Nachamu nachamu Ami is not a call from The Ribbono Shel Olam for us to be consoled, but rather that there will be a reversal, and consequently we will be consoled. However, if this is so, our questions only become more difficult. Where is that reversal? We’re still in Galus, there’s no Beis HaMikdash, and the Schina seems to be as distant as ever!


Perhaps the words of R’ Yisroel Salanter, zt’l will shed some light. He says that although we live in a world of utter churban, devoid of the Beis HaMikdash, without the mizbaech, the kalim, and karbonos, in the world of Halacha, everything remains intact. In the world of Halacha, the Beis HaMikdash stands in all of its grandeur and glory, karbonos are being brought on the mizbaech, and all of the kalim are being used regularly. On Yom Kippur, the Kohen Gadol enters the Kodesh HaKadashim with the k’tores, as the entire nation awaits with bated breath for his safe return. 

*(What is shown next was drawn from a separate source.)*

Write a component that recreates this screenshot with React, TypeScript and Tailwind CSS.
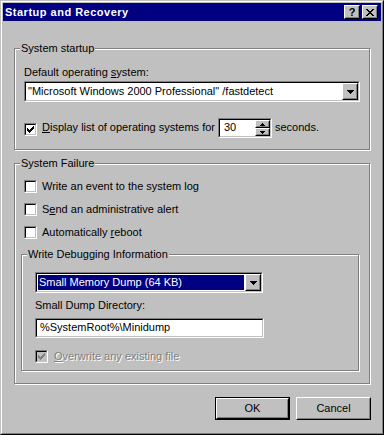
import React from 'react';

// classic 3D frames
function Sunken({ className = '', inner = 'bg-white', children }: { className?: string; inner?: string; children?: React.ReactNode }) {
  return (
    <div className={`border border-t-[#808080] border-l-[#808080] border-r-white border-b-white ${className}`}>
      <div className={`flex h-full w-full border border-t-black border-l-black border-r-[#c0c0c0] border-b-[#c0c0c0] ${inner}`}>
        {children}
      </div>
    </div>
  );
}

function Raised({ className = '', children }: { className?: string; children?: React.ReactNode }) {
  return (
    <div className={`border border-t-white border-l-white border-r-black border-b-black ${className}`}>
      <div className="flex h-full w-full items-center justify-center border border-t-[#c0c0c0] border-l-[#c0c0c0] border-r-[#808080] border-b-[#808080] bg-[#c0c0c0]">
        {children}
      </div>
    </div>
  );
}

function Pixels({ rows, color = '#000' }: { rows: string[]; color?: string }) {
  return (
    <svg width={rows[0].length} height={rows.length} shapeRendering="crispEdges" className="block">
      {rows.flatMap((r, y) =>
        r.split('').map((c, x) =>
          c === 'X' ? <rect key={`${x}-${y}`} x={x} y={y} width={1} height={1} fill={color} /> : null
        )
      )}
    </svg>
  );
}

const CHECK = ['......X', '.....XX', 'X...XXX', 'XX.XXX.', 'XXXXX..', '.XXX...', '..X....'];
const DOWN = ['XXXXXXX', '.XXXXX.', '..XXX..', '...X...'];
const SPIN_UP = ['..X..', '.XXX.', 'XXXXX'];
const SPIN_DOWN = ['XXXXX', '.XXX.', '..X..'];
const CLOSE = ['XX....XX', '.XX..XX.', '..XXXX..', '...XX...', '..XXXX..', '.XX..XX.', 'XX....XX'];

function CheckBox({ checked = false, disabled = false }: { checked?: boolean; disabled?: boolean }) {
  return (
    <Sunken className="h-[13px] w-[13px] shrink-0" inner={disabled ? 'bg-[#c0c0c0]' : 'bg-white'}>
      {checked && (
        <div className="pl-px pt-px">
          <Pixels rows={CHECK} color={disabled ? '#808080' : '#000'} />
        </div>
      )}
    </Sunken>
  );
}

function Group({ label, className = '', children }: { label: string; className?: string; children?: React.ReactNode }) {
  return (
    <div className={`relative border border-[#808080] shadow-[inset_1px_1px_0_#fff,1px_1px_0_#fff] ${className}`}>
      <span className="absolute -top-[7px] left-[5px] bg-[#c0c0c0] px-px leading-[13px]">{label}</span>
      {children}
    </div>
  );
}

function DropButton() {
  return (
    <Raised className="h-full w-[16px] shrink-0">
      <Pixels rows={DOWN} />
    </Raised>
  );
}

export default function App() {
  return (
    <div className="font-['Liberation_Sans',Arial,sans-serif] text-[11px] leading-[13px] text-black">
      <div className="h-[435px] w-[384px] border border-t-[#c0c0c0] border-l-[#c0c0c0] border-r-black border-b-black bg-[#c0c0c0]">
        <div className="flex h-full flex-col border border-t-white border-l-white border-r-[#808080] border-b-[#808080] p-px">
          {/* title bar */}
          <div className="flex h-[18px] shrink-0 items-center bg-[#000080] pl-[2px] pr-[3px]">
            <span className="font-bold tracking-[0.5px] text-white">Startup and Recovery</span>
            <div className="ml-auto flex gap-[2px]">
              <Raised className="h-[14px] w-[16px]">
                <span className="text-[11px] font-bold leading-[10px]">?</span>
              </Raised>
              <Raised className="h-[14px] w-[16px]">
                <Pixels rows={CLOSE} />
              </Raised>
            </div>
          </div>

          <div className="flex flex-1 flex-col pl-[11px]">
            <Group label="System startup" className="mt-[27px] h-[102px] w-[356px] pl-[9px] pt-[17px]">
              <div>
                Default operating <span className="underline">s</span>ystem:
              </div>
              <Sunken className="mt-[2px] h-[21px] w-[336px]">
                <div className="flex-1 pl-[2px] pt-[2px]">"Microsoft Windows 2000 Professional" /fastdetect</div>
                <DropButton />
              </Sunken>
              <div className="mt-[16px] flex h-[20px] items-start">
                <div className="mt-[5px]">
                  <CheckBox checked />
                </div>
                <div className="ml-[5px] mt-[3px] w-[176px]">
                  <span className="underline">D</span>isplay list of operating systems for
                </div>
                <Sunken className="h-[20px] w-[54px]">
                  <div className="flex-1 pl-[4px] pt-px">30</div>
                  <div className="flex w-[15px] flex-col">
                    <Raised className="h-[8px] w-full">
                      <Pixels rows={SPIN_UP} />
                    </Raised>
                    <Raised className="h-[8px] w-full">
                      <Pixels rows={SPIN_DOWN} />
                    </Raised>
                  </div>
                </Sunken>
                <div className="ml-[3px] mt-[3px]">seconds.</div>
              </div>
            </Group>

            <Group label="System Failure" className="mt-[13px] h-[221px] w-[356px] pl-[9px] pt-[16px]">
              <div className="flex flex-col gap-[10px]">
                <div className="flex h-[13px] items-center">
                  <CheckBox />
                  <span className="ml-[5px]">Write an event to the system log</span>
                </div>
                <div className="flex h-[13px] items-center">
                  <CheckBox />
                  <span className="ml-[5px]">
                    S<span className="underline">e</span>nd an administrative alert
                  </span>
                </div>
                <div className="flex h-[13px] items-center">
                  <CheckBox />
                  <span className="ml-[5px]">
                    Automatically <span className="underline">r</span>eboot
                  </span>
                </div>
              </div>

              <Group label="Write Debugging Information" className="-ml-[3px] mt-[15px] h-[117px] w-[338px] pl-[13px] pt-[17px]">
                <Sunken className="h-[21px] w-[228px]">
                  <div className="flex-1 p-px">
                    <div className="h-full bg-[#000080] pl-[1px] pt-px text-white">Small Memory Dump (64 KB)</div>
                  </div>
                  <DropButton />
                </Sunken>
                <div className="mt-[6px]">Small Dump Directory:</div>
                <Sunken className="mt-[6px] h-[20px] w-[229px]">
                  <div className="pl-[3px] pt-px">%SystemRoot%\Minidump</div>
                </Sunken>
                <div className="mt-[12px] flex h-[13px] items-center">
                  <CheckBox checked disabled />
                  <span className="ml-[6px] text-[#808080] [text-shadow:1px_1px_0_#fff]">
                    <span className="underline">O</span>verwrite any existing file
                  </span>
                </div>
              </Group>
            </Group>

            <div className="mt-[13px] flex justify-end gap-[6px] pr-[10px]">
              <div className="h-[23px] w-[75px] border border-black">
                <Raised className="h-full w-full">OK</Raised>
              </div>
              <Raised className="h-[23px] w-[75px]">Cancel</Raised>
            </div>
          </div>
        </div>
      </div>
    </div>
  );
}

In other words, the world of Halacha is a Real World; a world that remains unscathed or even minimized by “the facts on the ground.” This world is the world of Torah, it is the world of nitzchius, it is a world that isn’t contingent on what is or isn’t going on in “real time.”


Perhaps, we can apply this powerful yesod to the Geula as well. While in “real time,” we see nothing but churban, destruction, and desolation, in the world of Torah, the Geula is already there in all of its glory and grandeur. 

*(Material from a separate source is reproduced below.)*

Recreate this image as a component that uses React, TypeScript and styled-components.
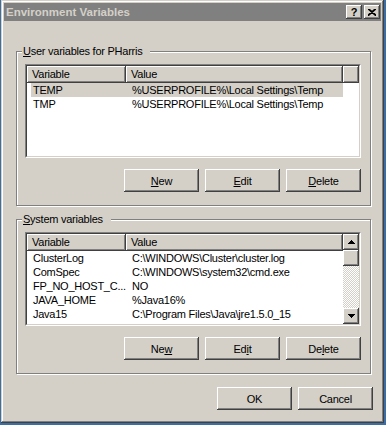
import * as React from "react";
import styled, { createGlobalStyle } from "styled-components";

type Variable = { name: string; value: string };

const userVariables: Variable[] = [
    { name: "TEMP", value: "%USERPROFILE%\\Local Settings\\Temp" },
    { name: "TMP", value: "%USERPROFILE%\\Local Settings\\Temp" },
];

const systemVariables: Variable[] = [
    { name: "ClusterLog", value: "C:\\WINDOWS\\Cluster\\cluster.log" },
    { name: "ComSpec", value: "C:\\WINDOWS\\system32\\cmd.exe" },
    { name: "FP_NO_HOST_C...", value: "NO" },
    { name: "JAVA_HOME", value: "%Java16%" },
    { name: "Java15", value: "C:\\Program Files\\Java\\jre1.5.0_15" },
    { name: "Java16", value: "C:\\Program Files\\Java\\jdk1.6.0_07" },
];

const GlobalStyle = createGlobalStyle`
    html, body {
        margin: 0;
        padding: 0;
        background: #3a6ea5;
    }
    body {
        font-family: "Liberation Sans", Arial, sans-serif;
        font-size: 11px;
        letter-spacing: -0.25px;
        color: #000;
    }
`;

// classic 3D edges
const raised = `box-shadow: inset -1px -1px #404040, inset 1px 1px #fff, inset -2px -2px #808080, inset 2px 2px #d4d0c8;`;

const Window = styled.div`
    box-sizing: border-box;
    width: 383px;
    height: 423px;
    margin-left: 1px;
    padding: 3px;
    background: #d4d0c8;
    box-shadow: inset -1px -1px #404040, inset 1px 1px #d4d0c8, inset -2px -2px #808080, inset 2px 2px #fff;
    display: flex;
    flex-direction: column;
`;

const TitleBar = styled.div`
    height: 18px;
    background: #808080;
    display: flex;
    align-items: center;
    padding: 0 1px 0 2px;
    gap: 2px;
`;

const Title = styled.div`
    flex: 1;
    color: #d4d0c8;
    font-weight: bold;
    font-size: 11.5px;
    letter-spacing: 0;
    white-space: nowrap;
`;

const CaptionButton = styled.div`
    box-sizing: border-box;
    width: 16px;
    height: 14px;
    background: #d4d0c8;
    ${raised}
    display: flex;
    align-items: center;
    justify-content: center;
    font-weight: bold;
    font-size: 11px;
    line-height: 14px;
`;

const GroupBox = styled.fieldset<{ $top: number }>`
    margin: ${(p) => p.$top}px 10px 0 12px;
    padding: 0 9px 13px 8px;
    border: 1px solid #808080;
    box-shadow: inset 1px 1px #fff, 1px 1px #fff;
    min-width: 0;
`;

const GroupLabel = styled.legend`
    margin-left: -3px;
    padding: 0 8px 0 1px;
    line-height: 13px;
    background: #d4d0c8;
`;

const ListFrame = styled.div`
    box-sizing: border-box;
    height: 94px;
    margin-top: 6px;
    border: 1px solid;
    border-color: #808080 #fff #fff #808080;
`;

const ListInner = styled.div`
    box-sizing: border-box;
    height: 100%;
    border: 1px solid;
    border-color: #404040 #d4d0c8 #d4d0c8 #404040;
    background: #fff;
    display: flex;
    overflow: hidden;
`;

const ListBody = styled.div`
    flex: 1;
    min-width: 0;
    display: flex;
    flex-direction: column;
    overflow: hidden;
`;

const Header = styled.div`
    display: flex;
    height: 17px;
    flex-shrink: 0;
`;

const HeaderCell = styled.div<{ $width?: number }>`
    box-sizing: border-box;
    ${(p) => (p.$width ? `width: ${p.$width}px;` : "flex: 1;")}
    flex-shrink: 0;
    padding-left: 5px;
    line-height: 17px;
    background: #d4d0c8;
    box-shadow: inset -1px -1px #404040, inset 1px 1px #fff, inset -2px -2px #808080;
    white-space: nowrap;
`;

const Row = styled.div<{ $selected?: boolean }>`
    display: flex;
    width: 312px;
    height: 14px;
    margin-left: 4px;
    flex-shrink: 0;
    line-height: 14px;
    background: ${(p) => (p.$selected ? "#d4d0c8" : "transparent")};
`;

const Cell = styled.div<{ $width: number; $pad: number }>`
    box-sizing: border-box;
    width: ${(p) => p.$width}px;
    padding-left: ${(p) => p.$pad}px;
    white-space: nowrap;
    overflow: hidden;
`;

const ScrollBar = styled.div`
    width: 16px;
    flex-shrink: 0;
    display: flex;
    flex-direction: column;
`;

const ScrollButton = styled.div`
    box-sizing: border-box;
    width: 16px;
    height: 16px;
    flex-shrink: 0;
    background: #d4d0c8;
    ${raised}
    display: flex;
    align-items: center;
    justify-content: center;
`;

const ScrollTrack = styled.div`
    flex: 1;
    background-image: repeating-conic-gradient(#fff 0% 25%, #d4d0c8 0% 50%);
    background-size: 2px 2px;
`;

const ButtonRow = styled.div<{ $top: number; $right?: number }>`
    display: flex;
    justify-content: flex-end;
    gap: 6px;
    margin-top: ${(p) => p.$top}px;
    margin-right: ${(p) => p.$right ?? 0}px;
`;

const PushButton = styled.div`
    box-sizing: border-box;
    width: 75px;
    height: 23px;
    background: #d4d0c8;
    ${raised}
    display: flex;
    align-items: center;
    justify-content: center;
    font-size: 11px;
    u {
        text-decoration-thickness: 1px;
        text-underline-offset: 1px;
    }
`;

const Arrow = ({ up }: { up?: boolean }) => (
    <svg width="7" height="4" viewBox="0 0 7 4">
        <path d={up ? "M3.5 0 L7 4 L0 4 Z" : "M0 0 L7 0 L3.5 4 Z"} fill="#000" shapeRendering="crispEdges" />
    </svg>
);

const VariableList = ({ items, scroll, selected }: { items: Variable[]; scroll?: boolean; selected?: number }) => (
    <ListFrame>
        <ListInner>
            <ListBody>
                <Header>
                    <HeaderCell $width={99}>Variable</HeaderCell>
                    <HeaderCell $width={217}>Value</HeaderCell>
                    {!scroll && <HeaderCell />}
                </Header>
                {items.map((v, i) => (
                    <Row key={v.name} $selected={i === selected}>
                        <Cell $width={95} $pad={2}>
                            {v.name}
                        </Cell>
                        <Cell $width={217} $pad={6}>
                            {v.value}
                        </Cell>
                    </Row>
                ))}
            </ListBody>
            {scroll && (
                <ScrollBar>
                    <ScrollButton>
                        <Arrow up />
                    </ScrollButton>
                    <ScrollButton />
                    <ScrollTrack />
                    <ScrollButton>
                        <Arrow />
                    </ScrollButton>
                </ScrollBar>
            )}
        </ListInner>
    </ListFrame>
);

export default function App() {
    return (
        <>
            <GlobalStyle />
            <Window>
                <TitleBar>
                    <Title>Environment Variables</Title>
                    <CaptionButton>?</CaptionButton>
                    <CaptionButton>
                        <svg width="8" height="7" viewBox="0 0 8 7">
                            <path d="M0 0 L8 7 M1 0 L8 6 M8 0 L0 7 M7 0 L0 6" stroke="#000" strokeWidth="1.2" />
                        </svg>
                    </CaptionButton>
                </TitleBar>

                <GroupBox $top={24}>
                    <GroupLabel>
                        <u>U</u>ser variables for PHarris
                    </GroupLabel>
                    <VariableList items={userVariables} selected={0} />
                    <ButtonRow $top={11}>
                        <PushButton>
                            <span>
                                <u>N</u>ew
                            </span>
                        </PushButton>
                        <PushButton>
                            <span>
                                <u>E</u>dit
                            </span>
                        </PushButton>
                        <PushButton>
                            <span>
                                <u>D</u>elete
                            </span>
                        </PushButton>
                    </ButtonRow>
                </GroupBox>

                <GroupBox $top={7}>
                    <GroupLabel>
                        <u>S</u>ystem variables
                    </GroupLabel>
                    <VariableList items={systemVariables} scroll />
                    <ButtonRow $top={11}>
                        <PushButton>
                            <span>
                                Ne<u>w</u>
                            </span>
                        </PushButton>
                        <PushButton>
                            <span>
                                Ed<u>i</u>t
                            </span>
                        </PushButton>
                        <PushButton>
                            <span>
                                De<u>l</u>ete
                            </span>
                        </PushButton>
                    </ButtonRow>
                </GroupBox>

                <ButtonRow $top={13} $right={8}>
                    <PushButton>OK</PushButton>
                    <PushButton>Cancel</PushButton>
                </ButtonRow>
            </Window>
        </>
    );
}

We are the ones who are confined to the boundaries of time and space, but in Hashem’s world, the world of Torah, those boundaries don’t exist. The Geula Shlaima is already there!


And yet, you will tell me that this is too abstract. I just don’t feel it. And of course, you are correct. Who am I trying to kid? 




To answer this, we need to ask two other questions. 

  • What is our reality? 
  • How do you view the Torah in relationship to that reality?


Most of us define reality as the “facts on the ground,” And while the Torah HaKedosha enhances, uplifts, and gives meaning to this reality, at the end of the day, we are still grounded in the world we see with our eyes.  When we look around, we see nothing but churban. The Geula is but a promise that we yearn to be fulfilled. But that Geula is not very real at the moment.


On the other hand, if our reality is Torah, akin to the world of Halacha as R’ Yisroel Salanter zt’l explained, things are quite different. While we live our lives in this world, our reality is quite different. It isn’t defined by what we do or don’t see. The Geula is as real as anything else. Our yearning is not hoping for it to be, but rather longing for what we know is already there, yet to be implemented here on the ground, in our lives.


When Hashem promised Avraham Avinu at the Bris bain HaB’sarim that there would be a Geulas Mitzraim, it wasn’t merely a promise, but rather sharing with Avraham Avinu a window into the Geula that already existed, but not yet implemented in “real time.” And our Geula is no different. 


The key is where to focus our eyes, and consequently deciding what we see. Many years ago, a renowned Spanish author, Juan Luis Borges, came to America on a speaking tour. Although he was blind, he wrote award-winning novels. Now a man in his 60s, he told his audience that he wasn’t always blind; that his blindness was the result of a shooting accident when he was 25. What astounded the crowd was what he said next. He told them that he didn’t begin to see until he became blind. As long as his eyes were focused outwards, he wasn’t seeing reality. It was only when his gaze went inside that he began to see truth itself!


This, then, is our challenge. Where are we going to focus our eyes? On the churban that exists outside, devoid of any trace of Geula, or on the Geula that already exists inside, in the world of Torah, in the world of Hashem. 


The more that we turn that gaze inwards, the more the reversal of the churban becomes real. It’s no longer just a hope for Moshiach to come, but yearning for the reality of the Geula to become the facts on the ground. And at that point, we no longer need to exert ourselves to see the reversal, to feel nechama. The nechama, which is already there, will become more and more accessible. The more you turn that gaze inwards, the more genuine nechama will become your felt sense.